Secondly: our theories are regularly incorrect: therefore the application is flawed before the other human angles of dubiously-intentioned application comes into play. Consider the examples of neurolgists who, until the last few decades, were performing lobotomies and electric-shock-treatment highly inappropriately, cause their theories were ridiculous [and their methods primative too for that matter]
You may claim that things get better and better.
I claim that we apply things far to early coz of a belief in the 100% correctness of the theories (i.e. that what we don't know can't be known yet AND THEREFORE BASICALLY DOESN'T EXIST. The more our "powers" extend, the more horrific the outcomes in many cases. For every old mistake we suffer through and come out the otherside, a greater one looms that will do more damage. Following that particular trend - there will come a time when the guinea pig won't live long enough to learn from its mistake)

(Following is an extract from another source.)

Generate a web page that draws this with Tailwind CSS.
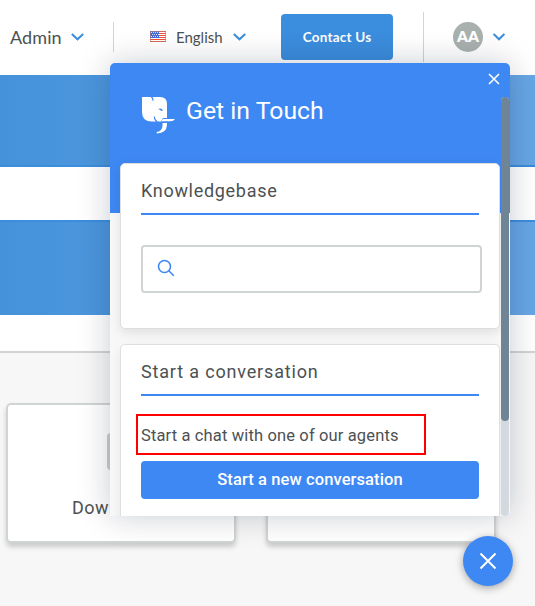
<!DOCTYPE html>
<html lang="en">
<head>
<meta charset="utf-8">
<title>Get in Touch</title>
<script src="https://cdn.jsdelivr.net/npm/@tailwindcss/browser@4"></script>
</head>
<body class="relative h-[606px] w-[535px] overflow-hidden bg-[#f7f7f7] font-['Lato',sans-serif] text-[#4c5152]">
<header class="flex h-[75px] items-start bg-white">
  <span class="ml-[10px] mt-[24px] w-[61px] whitespace-nowrap text-[18px] leading-[26px] tracking-[.1px]">Admin</span>
  <svg class="mt-[33px] h-2 w-[13px]" viewBox="0 0 13 8" fill="none" stroke="#3b8ddd" stroke-width="2"><path d="M.8 .9 6.5 6.3 12.2 .9"/></svg>
  <div class="ml-[29px] mt-[22px] h-[30px] w-px bg-[#cfd4d4]"></div>
  <svg class="ml-[36px] mt-[31px] h-[11px] w-4" viewBox="0 0 16 11"><path fill="#fff" d="M0 0h16v11H0z"/><path stroke="#f0503c" d="M0 .5h16M0 2.5h16M0 4.5h16M0 6.5h16M0 8.5h16M0 10.5h16"/><path fill="#4169dc" d="M0 0h9v7H0z"/><path stroke="#dbe5ff" stroke-dasharray="1 1" d="M1 1.5h8M2 3.5h7M1 5.5h8"/><path fill="none" stroke="#c07b6c" stroke-opacity=".6" d="M.5 .5h15v10H.5z"/></svg>
  <span class="ml-[10px] mt-[25px] w-[57px] whitespace-nowrap text-[15px] leading-6">English</span>
  <svg class="mt-[33px] h-2 w-[13px]" viewBox="0 0 13 8" fill="none" stroke="#3b8ddd" stroke-width="2"><path d="M.8 .9 6.5 6.3 12.2 .9"/></svg>
  <button class="ml-[35px] mt-[14px] h-[46px] w-[112px] rounded bg-[#3b8ddd] pt-px text-[13.5px] font-bold tracking-[.22px] text-white">Contact Us</button>
  <div class="ml-[30px] mt-3 h-[50px] w-px bg-[#cfd4d4]"></div>
  <div class="ml-[29px] mt-[22px] flex size-[30px] items-center justify-center rounded-full bg-[#a9b1af] text-[15.5px] font-extrabold text-white">AA</div>
  <svg class="ml-[10px] mt-[33px] h-2 w-3" viewBox="0 0 12 8" fill="none" stroke="#3b8ddd" stroke-width="2"><path d="M.6 .9 6 6.3 11.4 .9"/></svg>
</header>
<div class="h-[92px] border-b-2 border-[#3b8ddd] bg-linear-to-r from-[#4592db] to-[#67a6e5]"></div>
<div class="h-[53px] bg-white"></div>
<div class="h-[95px] border-t-2 border-[#3b8ddd] bg-linear-to-r from-[#4592db] to-[#67a6e5]"></div>
<div class="h-[38px] border-b-2 border-[#d0d4d4] bg-white"></div>
<div class="flex gap-[30px] pl-[6px] pt-[50px]">
  <div class="h-[140px] w-[230px] shrink-0 rounded-[5px] border-2 border-[#d0d4d4] bg-white pl-[64px] pt-7 shadow-[0_4px_5px_rgba(0,0,0,0.18)]">
    <div class="ml-[35px] h-[37px] w-[30px] rounded bg-[#cbcfd1]"></div>
    <div class="mt-[24px] font-['Roboto',sans-serif] text-[18px] leading-7 tracking-[.5px]">Downloads</div>
  </div>
  <div class="h-[140px] w-[230px] shrink-0 rounded-[5px] border-2 border-[#d0d4d4] bg-white shadow-[0_4px_5px_rgba(0,0,0,0.18)]"></div>
</div>

<section class="absolute left-[110px] top-[63px] h-[453px] w-[400px] rounded-t-[5px] rounded-br-[5px] font-['Roboto',sans-serif] shadow-[0_0_32px_rgba(0,18,46,0.22)]">
  <div class="h-full overflow-hidden rounded-t-[5px] rounded-br-[5px] bg-[linear-gradient(#3e88f3_150px,#f8f8f8_150px)]">
    <div class="flex h-[100px] pl-8">
      <svg class="mt-[34px] h-[37px] w-[33px]" viewBox="0 0 33 37" fill="#fff"><path d="M0 0H18Q25 0 25 7V21H21L19 24.5H9Q0 24 0 15Z"/><path fill="none" stroke="#3e88f3" stroke-width="1.1" d="M9 -.5Q11 .5 11 3.8M12.3 19.500Q12.300 23 15.500 25"/><path fill="#3e88f3" d="M16 12Q18 10.800 20 12L20.800 14Q18.500 14 18 12.800Z"/><path d="M21 22H33Q31.500 24.300 28.500 24.300H19ZM20.500 26H25V28Q24.500 36 15 36.500L14.500 35Q20 34.500 20.500 29Z"/></svg>
      <h1 class="ml-[11px] mt-[31px] whitespace-nowrap text-[24.800px] leading-[34px] text-white">Get in Touch</h1>
      <svg class="ml-auto mr-[10px] mt-[10px] size-3" viewBox="0 0 12 12" stroke="#fff" stroke-width="1.6"><path d="M1 1 11 11M11 1 1 11"/></svg>
    </div>
    <div class="ml-[10px] h-[166px] w-[380px] rounded-[5px] border border-[#dddfdf] bg-white px-5 pt-[11px] shadow-[0_4px_12px_rgba(0,0,0,0.10)]">
      <h2 class="h-10 w-[338px] border-b-2 border-[#3e88f3] text-[18px] leading-[31px] tracking-[.7px]">Knowledgebase</h2>
      <div class="mt-[30px] h-12 w-[341px] rounded border-2 border-[#d0d5d4] bg-white pl-[14px] pt-[12px]">
        <svg class="h-[18px] w-[18px]" viewBox="0 0 18 18" fill="none" stroke="#3e88f3" stroke-width="1.6"><circle cx="7.5" cy="7.5" r="6"/><path d="m11.8 11.8 5 5"/></svg>
      </div>
    </div>
    <div class="ml-[10px] mt-[15px] h-[190px] w-[380px] rounded-t-[5px] border border-[#dddfdf] bg-white px-5 pt-[11px] shadow-[0_4px_12px_rgba(0,0,0,0.08)]">
      <h2 class="h-10 w-[338px] whitespace-nowrap border-b-2 border-[#3e88f3] text-[18px] leading-[31px] tracking-[.83px]">Start a conversation</h2>
      <p class="-ml-[5px] mt-[18px] h-[41px] w-[290px] whitespace-nowrap border-2 border-[#ff0000] pl-[3px] text-[16.500px] leading-[39px] tracking-[.14px]">Start a chat with one of our agents</p>
      <button class="mt-[6px] h-[38px] w-[338px] rounded bg-[#3e88f3] text-[16.500px] font-medium tracking-[.1px] text-white">Start a new conversation</button>
    </div>
  </div>
  <div class="absolute left-[391px] top-[34px] h-[419px] w-2 rounded-full bg-[#d2dae0]">
    <div class="h-[324px] rounded-full bg-[#6f8495]"></div>
  </div>
</section>
<button class="absolute left-[463px] top-[536px] flex size-[50px] items-center justify-center rounded-full bg-[#3e88f3] shadow-[0_2px_8px_rgba(0,0,0,0.35)]">
  <svg class="size-[18px]" viewBox="0 0 18 18" stroke="#fff" stroke-width="2"><path d="M1.500 1.500 16.500 16.500M16.500 1.500 1.500 16.500"/></svg>
</button>
</body>
</html>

I'm not counselling the end to science - i love scientific advance. What i'm counselling is HUMILITY/REVERENCE in theorhetical stances (just as the way they are applied to create things, and the way these creations are applied should be as well, in an ideal world)
Don't come hobbling to me when the only potatoes we can buy have mutated the gentetic coding of your bones
Time for some humility/reverence baby - and an end to the damaging idea that we can fix all the world's problems through science - it's a non-sensical approach. Some problems we can't fix - others we've made for ourselves, and we can, by stopping being the cause, not making the same mistakes in an attempt to resolve them.
In the case of GM, all the things we need to achieve can be achieved by respecting the uses of what's around us.
It's a long road - but we're going to a lot of trouble to try and make it slope downwards, and generating huge hills to climb instead with every effort.
Time to get the balance right again.